The final iOS14 version is not public yet, however developers using an early version of it have detected lots of apps that access the clipboard while they are open, and the first one was TikTok. In a blog post dated June 30, TikTok said it had removed this vulnerability in an app update, but the reasoning as to why TikTok accessed the clipboard is interesting.
TikTok acknowledges that users started getting notifications about TikTok accessing their clipboard when they tried to type comments on a video in the app.

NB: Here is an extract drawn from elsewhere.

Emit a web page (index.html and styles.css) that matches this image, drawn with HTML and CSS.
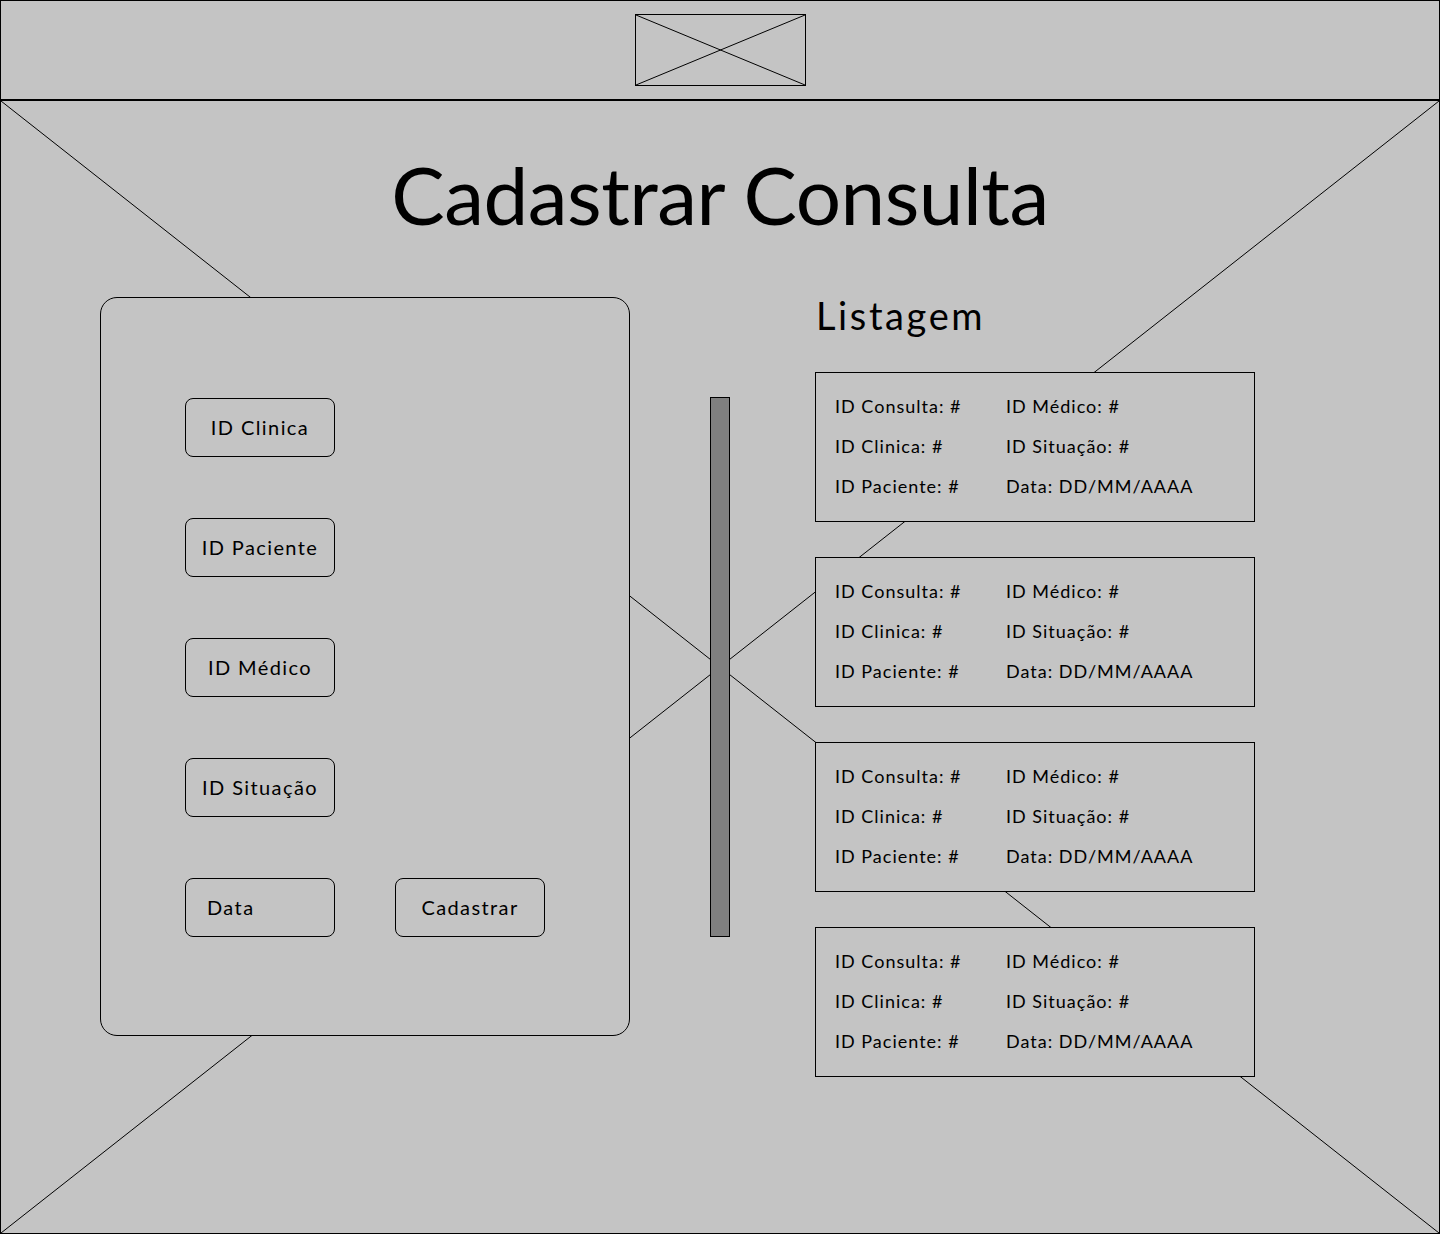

“In this case, we had been working to address the problem of spam and incidents where users sometimes post the same comments on hundreds of videos,” TikTok chief information security officer Roland Cloutier said in a blogpost. “Our technology allowed us to identify users who were copying comments and placing them over and over in the comment section for different videos. We took this as a signal that the user had an agenda, such as promoting themselves to gain followers, or trolling other users. “
He said TikTok rolled out this feature to its iOS app on May 22 but due to the expose, removed it in version 16.1.1 of the TikTok app which appeared in the iOS App Store on June 27. TikTok says it is now using other methods to detect SPAM comments. The full blogpost is here.
The public would not have known about this, without the new iOS14 notification feature which has now outed other apps accessing keystrokes and the clipboard contents including LinkedIn and Reddit. According to reports, both say they will discontinue using the clipboard in this way.
In the end, apps need to access clipboard contents if you are going to paste items to them, but the security around the clipboard needs tightening so that you give specific permission for an app to access the clipboard under specific circumstances. Expect more app outings once Apple’s iOS 14 is in the hands of millions of general users.